Coverage dependence of Schottky barrier formation

Abstract
When the metal coverage at the surface of a semiconductor is sufficiently small so that there are isolated metal adatoms and therefore localized states, there is a distinction between the energy (0,+) to remove an electron from a neutral adatom and the energy (−,0) to add an electron to a neutral adatom. The acceptor level (−,0) is higher in energy than the donor level (0,+) by an energy U*, just as in the free atom, but here U* is modified by the presence of the surface. For these isolated metal adatoms, the donor level (0,+) frequently lies in the semiconductor gap with the acceptor level (−,0) coming in the conduction band.
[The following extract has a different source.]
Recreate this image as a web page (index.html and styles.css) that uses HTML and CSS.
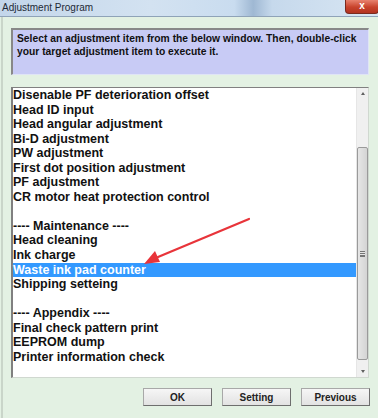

This circumstance leads to an asymmetry between the low-coverage band bending for n-type semiconductors versus that for p-type. As the number of adatoms is increased, the (0,+) and (−,0) levels shift relative to the semiconductor bands at the surface. These shifts can be understood in terms of the polar bonds between the metal adatoms and the semiconductor surface atoms. At sufficiently large metal coverages the wavefunctions of adjacent metal adatoms overlap and the discrete levels broaden into bands. Eventually the donor and acceptor bands overlap and the asymmetry between n-type and p-type band bending disappears. This picture is modified if the metal adatoms are clustered rather than uniformly distributed.